Ceramic Tile Problems

Ceramic Tile Problems

Ceramic Tile Problems:

Lippage is how level the tiles are in relationship to the neighboring tiles. If the tiles are not level it could mean the sub-floor is not level or there is debris under the tile, the tile was not set properly in the mortar, or the tiles were manufactured at varying thicknesses.

Cracked or loose tiles, chipping and splitting is a sign of installation errors, excessive expansion, sub-floor or structural problems.

Crazing is tiny fissures in the glaze caused by the tiles being cooled to quickly after they were fired in the kiln. Tiles with visible crazing should not be installed. Crazing is a manufacturing defect.

Grout Problems:

Shading or Mottling – The most common grout problem is color and shading variations. To some degree shade variation is unavoidable due to the nature of the grouting process. Extreme color and shade variations are mainly due to uneven drying and hydration of the grout. Other common causes are too much water used during clean up, uneven grout depth, highly absorbent tiles and the use of different batches of grout. To prepare grout for coloring use a neutral pH cleaner.
Stains – Older grout typically stains because of normal use. Stained and soiled grout joints are unsightly but great candidates for the coloring process. Grease, oil, sealers, paint, dirt and dust are bond breakers for grout colorants and will color unevenly when penetrating stains are used. If possible, determine what contaminants caused the stain so that the appropriate cleaning method can be used.
Exposed Silica Particles – Sanded grout is made of two materials called surface fines and silica sand. Surface fines are small fine grains of the Portland cement that form the visible surface layer of the grout. Surface fines give grout its smooth finish and contain the grout color. Silica sand is comprised of larger particles of aggregate or inert filler, which give strength to the body of the grout. When using to much water during installation clean up, harsh acid or alkaline cleaners, and age can remove the surface fines revealing the silica sand beneath. The silica sand will look like gray or brownish spots often mistaken as stains. These areas of the grout will have a rougher texture than the surrounding grout. Topical colorants will not adhere silica sand because of the physical properties of the silica sand, and penetrating stains will not mask these areas. Replacing the affected grout is necessary before the grout can be colored.
Efflorescence is caused by soluble salts in the grout, mortar bed or concrete slab are often brought to the surface during the drying process by moisture migration.

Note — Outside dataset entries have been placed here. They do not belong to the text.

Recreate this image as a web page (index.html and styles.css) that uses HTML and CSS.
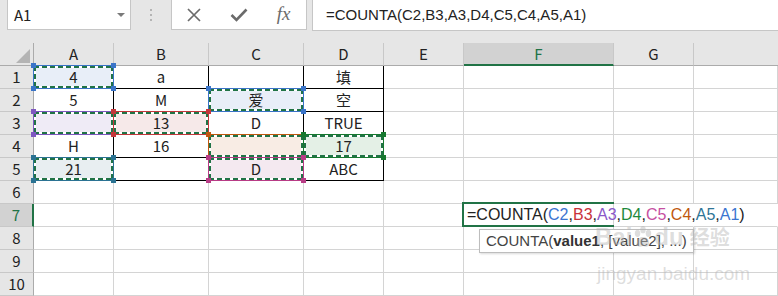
FILE: index.html
```html
<!DOCTYPE html>
<html lang="zh-CN">
<head>
    <meta charset="UTF-8">
    <title>COUNTA</title>
    <link rel="stylesheet" href="styles.css">
</head>
<body>
    <div class="fbar">
        <div class="namebox"><span>A1</span><i class="arrow"></i></div>
        <div class="grip"><i></i><i></i><i></i></div>
        <div class="btns">
            <div class="btn">
                <svg width="14" height="14" viewBox="0 0 14 14"><path d="M1 1L13 13M13 1L1 13" stroke="#6b6b6b" stroke-width="1.7"/></svg>
            </div>
            <div class="btn">
                <svg width="18" height="14" viewBox="0 0 18 14"><path d="M1.5 7L6.5 12L16.5 1.5" fill="none" stroke="#6b6b6b" stroke-width="2.6"/></svg>
            </div>
            <div class="btn fx">fx</div>
        </div>
        <div class="formula">=COUNTA(C2,B3,A3,D4,C5,C4,A5,A1)</div>
    </div>

    <div class="sheet">
        <!-- column headers -->
        <div class="corner"><i class="tri"></i></div>
        <div class="ch">A</div>
        <div class="ch">B</div>
        <div class="ch">C</div>
        <div class="ch">D</div>
        <div class="ch">E</div>
        <div class="ch sel">F</div>
        <div class="ch">G</div>
        <div class="ch last"></div>

        <!-- row 1 -->
        <div class="rh">1</div>
        <div class="c t f-blue"><span class="rng blue"></span>4</div>
        <div class="c t">a</div>
        <div class="c t"></div>
        <div class="c t">填</div>
        <div class="c"></div><div class="c"></div><div class="c"></div><div class="c"></div>

        <!-- row 2 -->
        <div class="rh">2</div>
        <div class="c t">5</div>
        <div class="c t">M</div>
        <div class="c t f-blue"><span class="rng blue"></span>爱</div>
        <div class="c t">空</div>
        <div class="c"></div><div class="c"></div><div class="c"></div><div class="c"></div>

        <!-- row 3 -->
        <div class="rh">3</div>
        <div class="c t f-purple"><span class="rng purple"></span></div>
        <div class="c t f-red"><span class="rng red"></span>13</div>
        <div class="c t">D</div>
        <div class="c t">TRUE</div>
        <div class="c"></div><div class="c"></div><div class="c"></div><div class="c"></div>

        <!-- row 4 -->
        <div class="rh">4</div>
        <div class="c t">H</div>
        <div class="c t">16</div>
        <div class="c t f-orange"><span class="rng orange"></span></div>
        <div class="c t f-green"><span class="rng green"></span>17</div>
        <div class="c"></div><div class="c"></div><div class="c"></div><div class="c"></div>

        <!-- row 5 -->
        <div class="rh">5</div>
        <div class="c t f-teal"><span class="rng teal"></span>21</div>
        <div class="c t"></div>
        <div class="c t f-pink"><span class="rng pink"></span>D</div>
        <div class="c t">ABC</div>
        <div class="c"></div><div class="c"></div><div class="c"></div><div class="c"></div>

        <!-- row 6 -->
        <div class="rh">6</div>
        <div class="c"></div><div class="c"></div><div class="c"></div><div class="c"></div>
        <div class="c"></div><div class="c"></div><div class="c"></div><div class="c"></div>

        <!-- row 7 -->
        <div class="rh sel">7</div>
        <div class="c"></div><div class="c"></div><div class="c"></div><div class="c"></div>
        <div class="c"></div>
        <div class="c edit">=COUNTA(<span class="k-blue">C2</span>,<span class="k-red">B3</span>,<span class="k-purple">A3</span>,<span class="k-green">D4</span>,<span class="k-pink">C5</span>,<span class="k-orange">C4</span>,<span class="k-teal">A5</span>,<span class="k-blue">A1</span>)<span class="active"></span></div>
        <div class="c ov"></div>
        <div class="c ov"></div>

        <!-- row 8 -->
        <div class="rh">8</div>
        <div class="c"></div><div class="c"></div><div class="c"></div><div class="c"></div>
        <div class="c"></div><div class="c"></div><div class="c"></div><div class="c"></div>

        <!-- row 9 -->
        <div class="rh">9</div>
        <div class="c"></div><div class="c"></div><div class="c"></div><div class="c"></div>
        <div class="c"></div><div class="c"></div><div class="c"></div><div class="c"></div>

        <!-- row 10 -->
        <div class="rh">10</div>
        <div class="c"></div><div class="c"></div><div class="c"></div><div class="c"></div>
        <div class="c"></div><div class="c"></div><div class="c"></div><div class="c"></div>

        <div class="tip">COUNTA(<b>value1</b>, [value2], ...)</div>

        <div class="wm">
            <div class="wm-logo">Bai<svg width="20" height="22" viewBox="0 0 22 24"><ellipse cx="5" cy="8" rx="3" ry="4"/><ellipse cx="11" cy="4" rx="3" ry="4"/><ellipse cx="17" cy="8" rx="3" ry="4"/><path d="M4 20C4 14 8 12 11 12C14 12 18 14 18 20C18 23 14 23 11 22C8 23 4 23 4 20Z"/></svg>du<span class="wm-cn">经验</span></div>
            <div class="wm-url">jingyan.baidu.com</div>
        </div>
    </div>
</body>
</html>
```

FILE: styles.css
```css
* {
    box-sizing: border-box;
}
body {
    margin: 0;
    font-family: "Noto Sans CJK SC", "Noto Sans", sans-serif;
    color: #222;
    background-color: #fff;
    overflow: hidden;
}

/* formula bar */
.fbar {
    display: flex;
    height: 43px;
    background-color: #e6e6e6;
}
.namebox {
    width: 124px;
    height: 30px;
    margin-left: 7px;
    padding: 0 5px 0 6px;
    display: flex;
    align-items: center;
    justify-content: space-between;
    background-color: #fff;
    border: 1px solid #c6c6c6;
    border-top: none;
    font-size: 15px;
}
.arrow {
    border-top: 4px solid #7a7a7a;
    border-left: 4px solid transparent;
    border-right: 4px solid transparent;
}
.grip {
    width: 40px;
    height: 30px;
    display: flex;
    flex-direction: column;
    align-items: center;
    justify-content: center;
    gap: 3px;
}
.grip i {
    width: 2px;
    height: 2px;
    background-color: #b4b4b4;
}
.btns {
    width: 136px;
    height: 30px;
    display: flex;
    background-color: #fff;
    border: 1px solid #c6c6c6;
    border-top: none;
}
.btn {
    flex: 1;
    display: flex;
    align-items: center;
    justify-content: center;
}
.fx {
    font-family: "Liberation Serif", serif;
    font-style: italic;
    font-size: 19px;
    color: #6b6b6b;
    padding-bottom: 2px;
}
.formula {
    flex: 1;
    height: 31px;
    margin-left: 5px;
    padding-left: 13px;
    background-color: #fff;
    border-left: 1px solid #c6c6c6;
    border-bottom: 1px solid #c6c6c6;
    font-family: "Liberation Sans", sans-serif;
    font-size: 15px;
    line-height: 30px;
}

/* sheet grid */
.sheet {
    position: relative;
    display: grid;
    grid-template-columns: 34px 80px 95px 95px 80px 80px 150px 80px 1fr;
    grid-template-rows: repeat(11, 23px);
    background-color: #fff;
}
.corner {
    display: flex;
    align-items: flex-end;
    justify-content: flex-end;
    padding: 0 3px 2px 0;
    background-color: #e6e6e6;
    border-right: 1px solid #ababab;
    border-bottom: 1px solid #ababab;
}
.tri {
    width: 0;
    height: 0;
    border-left: 14px solid transparent;
    border-bottom: 14px solid #b4b4b4;
}
.ch {
    background-color: #e6e6e6;
    border-right: 1px solid #c8c8c8;
    border-bottom: 1px solid #ababab;
    text-align: center;
    font-size: 15px;
    line-height: 22px;
}
.ch.sel {
    background-color: #d2d2d2;
    color: #217346;
    border-bottom: 2px solid #217346;
    line-height: 21px;
}
.ch.last {
    border-right: none;
}
.rh {
    background-color: #e6e6e6;
    border-right: 1px solid #ababab;
    border-bottom: 1px solid #c8c8c8;
    text-align: center;
    font-size: 15px;
    line-height: 22px;
}
.rh.sel {
    background-color: #d2d2d2;
    color: #217346;
    border-right: 2px solid #217346;
}
.c {
    position: relative;
    border-right: 1px solid #d4d4d4;
    border-bottom: 1px solid #d4d4d4;
    text-align: center;
    font-size: 15px;
    line-height: 22px;
}
.c.t {
    border-color: #000;
}
.c.ov {
    border-right-color: transparent;
}

/* referenced ranges */
.f-blue { background-color: #e8eef8; }
.f-red { background-color: #f6e9e9; }
.f-purple { background-color: #efebf6; }
.f-green { background-color: #e4f0e6; }
.f-pink { background-color: #f4e9f0; }
.f-orange { background-color: #f8ece4; }
.f-teal { background-color: #e8eef1; }

.rng {
    position: absolute;
    top: -1px;
    left: -1px;
    right: -1px;
    bottom: -1px;
    z-index: 1;
    border: 1px solid var(--rc);
}
.rng::before {
    content: "";
    position: absolute;
    top: 0;
    left: 0;
    right: 0;
    bottom: 0;
    background:
        repeating-linear-gradient(90deg, #217346 0 5px, #fff 5px 8px) top / 100% 2px no-repeat,
        repeating-linear-gradient(90deg, #217346 0 5px, #fff 5px 8px) bottom / 100% 2px no-repeat,
        repeating-linear-gradient(180deg, #217346 0 5px, #fff 5px 8px) left / 2px 100% no-repeat,
        repeating-linear-gradient(180deg, #217346 0 5px, #fff 5px 8px) right / 2px 100% no-repeat;
}
.rng::after {
    content: "";
    position: absolute;
    top: -3px;
    left: -3px;
    right: -3px;
    bottom: -3px;
    background-image:
        linear-gradient(var(--rc), var(--rc)),
        linear-gradient(var(--rc), var(--rc)),
        linear-gradient(var(--rc), var(--rc)),
        linear-gradient(var(--rc), var(--rc));
    background-size: 5px 5px;
    background-position: 0 0, 100% 0, 0 100%, 100% 100%;
    background-repeat: no-repeat;
}
.blue { --rc: #3a74c8; }
.red { --rc: #c4373b; }
.purple { --rc: #7f58c0; }
.green { --rc: #17792f; }
.pink { --rc: #b83c86; }
.orange { --rc: #c0580f; }
.teal { --rc: #2b7393; }

/* cell being edited */
.c.edit {
    text-align: left;
    padding-left: 3px;
    white-space: nowrap;
    font-family: "Liberation Sans", sans-serif;
    font-size: 16px;
}
.active {
    position: absolute;
    top: -2px;
    left: -2px;
    right: -1px;
    bottom: -1px;
    z-index: 2;
    border: 2px solid #217346;
    border-right: none;
}
.k-blue { color: #3b74d0; }
.k-red { color: #c8323a; }
.k-purple { color: #8a57c9; }
.k-green { color: #1e8a3c; }
.k-pink { color: #c64fa2; }
.k-orange { color: #c0580d; }
.k-teal { color: #2e7597; }

.tip {
    position: absolute;
    left: 479px;
    top: 186px;
    height: 24px;
    padding: 0 6px;
    z-index: 3;
    background-color: #fff;
    border: 1px solid #bdbdbd;
    box-shadow: 1px 1px 2px rgba(0, 0, 0, 0.15);
    color: #444;
    font-family: "Liberation Sans", sans-serif;
    font-size: 15px;
    line-height: 22px;
    white-space: nowrap;
}
.tip b {
    color: #333;
}

/* watermark */
.wm {
    position: absolute;
    left: 595px;
    top: 176px;
    z-index: 4;
    color: rgba(180, 180, 180, 0.45);
}
.wm-logo {
    display: flex;
    align-items: center;
    font-family: "Liberation Sans", sans-serif;
    font-weight: bold;
    font-size: 24px;
    line-height: 36px;
}
.wm-logo svg {
    fill: rgba(180, 180, 180, 0.45);
    margin: 0 1px;
}
.wm-cn {
    margin-left: 6px;
    font-family: "Noto Sans CJK SC", sans-serif;
    font-size: 20px;
}
.wm-url {
    margin: 8px 0 0 2px;
    font-family: "Liberation Sans", sans-serif;
    font-size: 19px;
    line-height: 22px;
}
```
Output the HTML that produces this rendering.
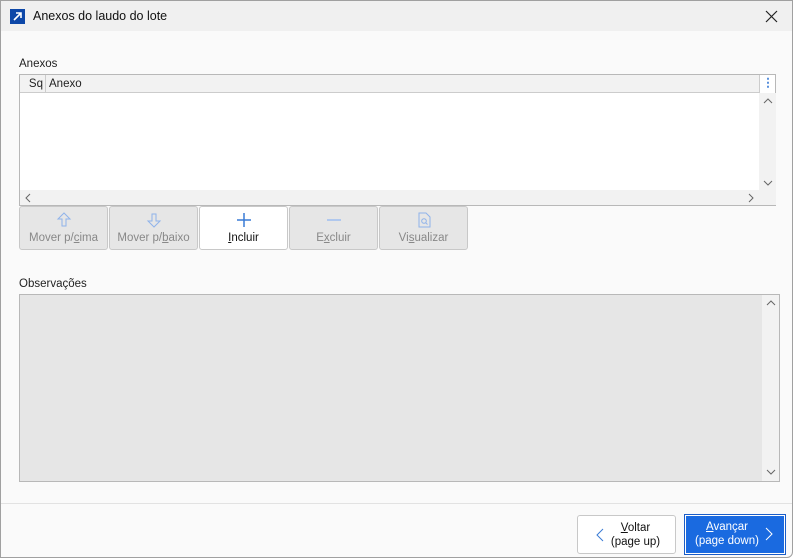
<!DOCTYPE html><html><head><style>
*{box-sizing:border-box;margin:0;padding:0}
body{width:794px;height:559px;background:#fff;font-family:"Liberation Sans",sans-serif;font-size:11.5px;color:#222;position:relative;overflow:hidden}
.win{position:absolute;left:0;top:0;width:793px;height:558px;border:1px solid #a0a0a0;background:#fafafa;border-radius:0 0 6px 0}
.title{position:absolute;left:0;top:0;width:791px;height:30px;background:#f0f0f0}
.abs{position:absolute}
.btn{position:absolute;top:205px;width:89px;height:44px;border:1px solid #c8c8c8;border-radius:3px;background:#e6e6e6;color:#888;text-align:center;font-size:11.5px}
.btn .t{position:absolute;left:0;right:0;top:25px}
.btn svg{position:absolute;left:36px;top:5px}
</style></head><body>
<div class="win">
<div class="title">
 <div class="abs" style="left:9px;top:8px;width:15px;height:15px;background:#0d47a8"><svg width="15" height="15"><path d="M4 11L11 4M6 4h5v5" stroke="#fff" stroke-width="1.6" fill="none"/></svg></div>
 <div class="abs" style="left:32px;top:8px;font-size:12.5px;color:#111">Anexos do laudo do lote</div>
 <svg class="abs" style="left:764px;top:9px" width="13" height="13"><path d="M1 1L12 12M12 1L1 12" stroke="#222" stroke-width="1.2"/></svg>
</div>
<div class="abs" style="left:18px;top:57px">Anexos</div>
<div class="abs" style="left:18px;top:73px;width:757px;height:132px;border:1px solid #b8b8b8;background:#fff">
 <div class="abs" style="left:0;top:0;width:739px;height:18px;background:#f2f2f2;border-bottom:1px solid #ccc"></div>
 <div class="abs" style="left:0;top:0;width:26px;height:18px;border-right:1px solid #ccc;text-align:right;padding-right:2px;line-height:18px">Sq</div>
 <div class="abs" style="left:29px;top:0;line-height:18px">Anexo</div>
 <div class="abs" style="left:739px;top:0;width:17px;height:18px;border-left:1px solid #ccc;color:#3a7bd5;text-align:center;line-height:16px;font-weight:bold">⋮</div>
 <div class="abs" style="left:739px;top:18px;width:17px;height:97px;background:#f2f2f2"></div>
 <svg class="abs" style="left:743px;top:22px" width="10" height="8"><path d="M1 6L5 2L9 6" stroke="#666" fill="none"/></svg>
 <svg class="abs" style="left:743px;top:104px" width="10" height="8"><path d="M1 2L5 6L9 2" stroke="#666" fill="none"/></svg>
 <div class="abs" style="left:0;top:115px;width:756px;height:15px;background:#f2f2f2"></div>
 <svg class="abs" style="left:4px;top:118px" width="8" height="10"><path d="M6 1L2 5L6 9" stroke="#666" fill="none"/></svg>
 <svg class="abs" style="left:727px;top:118px" width="8" height="10"><path d="M2 1L6 5L2 9" stroke="#666" fill="none"/></svg>
</div>
<div class="btn" style="left:18px"><svg width="16" height="16"><path d="M8 1L2 7h4v7h4V7h4z" stroke="#8fb3ea" fill="none"/></svg><div class="t">Mover p/<u>c</u>ima</div></div>
<div class="btn" style="left:108px"><svg width="16" height="16"><path d="M8 15L2 9h4V2h4v7h4z" stroke="#8fb3ea" fill="none"/></svg><div class="t">Mover p/<u>b</u>aixo</div></div>
<div class="btn" style="left:198px;background:#fff;color:#111"><svg width="16" height="16"><path d="M8 1v14M1 8h14" stroke="#3a7bd5" stroke-width="1.5"/></svg><div class="t"><u>I</u>ncluir</div></div>
<div class="btn" style="left:288px"><svg width="16" height="16"><path d="M1 8h14" stroke="#9fbef0" stroke-width="1.5"/></svg><div class="t">E<u>x</u>cluir</div></div>
<div class="btn" style="left:378px"><svg width="16" height="16"><path d="M3 1h7l4 4v10H3z" stroke="#8fb3ea" fill="none"/><circle cx="8" cy="9" r="2.3" stroke="#8fb3ea" fill="none"/><path d="M9.7 10.7L11.5 12.5" stroke="#8fb3ea"/></svg><div class="t">Vi<u>s</u>ualizar</div></div>
<div class="abs" style="left:18px;top:277px">Observações</div>
<div class="abs" style="left:18px;top:293px;width:761px;height:188px;border:1px solid #b8b8b8;background:#e6e6e6">
 <div class="abs" style="left:742px;top:0;width:17px;height:186px;background:#f2f2f2"></div>
 <svg class="abs" style="left:746px;top:4px" width="10" height="8"><path d="M1 6L5 2L9 6" stroke="#666" fill="none"/></svg>
 <svg class="abs" style="left:746px;top:173px" width="10" height="8"><path d="M1 2L5 6L9 2" stroke="#666" fill="none"/></svg>
</div>
<div class="abs" style="left:0;top:502px;width:791px;height:1px;background:#e2e2e2"></div>
<div class="abs" style="left:576px;top:514px;width:99px;height:39px;border:1px solid #c8c8c8;border-radius:3px;background:#fff;text-align:center;line-height:14px;padding-top:5px;padding-left:18px;color:#111"><u>V</u>oltar<br>(page up)
 <svg class="abs" style="left:18px;top:12px" width="8" height="14"><path d="M7 1L1 7L7 13" stroke="#3a7bd5" fill="none"/></svg></div>
<div class="abs" style="left:683px;top:513px;width:102px;height:41px;border:1px solid #1a5dc8;background:#fff;padding:1px"><div style="width:98px;height:37px;background:#1a6ae0;color:#fff;text-align:center;line-height:14px;padding-top:4px;padding-right:16px;position:relative"><u>A</u>vançar<br>(page down)
 <svg class="abs" style="left:79px;top:11px" width="8" height="14"><path d="M1 1L7 7L1 13" stroke="#fff" fill="none"/></svg></div></div>
</div>
</body></html>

These mineral salts appear on the surface of the grout as a white crystalline powder substance. This is known as efflorescence and can be caused by excess water in the grout or setting materials. Coloring the grout will not stop this process. The efflorescence must be allowed to run its course and then be properly cleaned before coloring can proceed.
• Powdery Grout Joints – Powdery grout joints are sometimes the result of improper curing of the grout joints. Hot or dry weather, highly absorbant tile and improper grout mixing can cause the water in the grout to evaporate too quickly stopping the hydration process necessary for the grout to harden. Powdery grout joints can only be repaired by replacement.

Cracking – Improper curing of the grout, deflection in the substrate or improperly mixed grout can cause cracking of the grout joints. Colorants, enhancers and stains take the shape of the grout joints and will not cover or fill the cracks. Cracked joints must be removed and re-grouted.

Slip Resistance: There is a test for slip resistance ASTM C-1028 under the American National Standards for Ceramic Tile (ANSI) A137.1. Typically the test is done in the laboratory however under special circumstances it may be possible to do in the field. An experienced technician is key to accurate results. There are other tests but they are not part of the standard. There is no National requirement for slip resistance , only the recommendation of OSHA and ADA that areas of egress are slip resistant.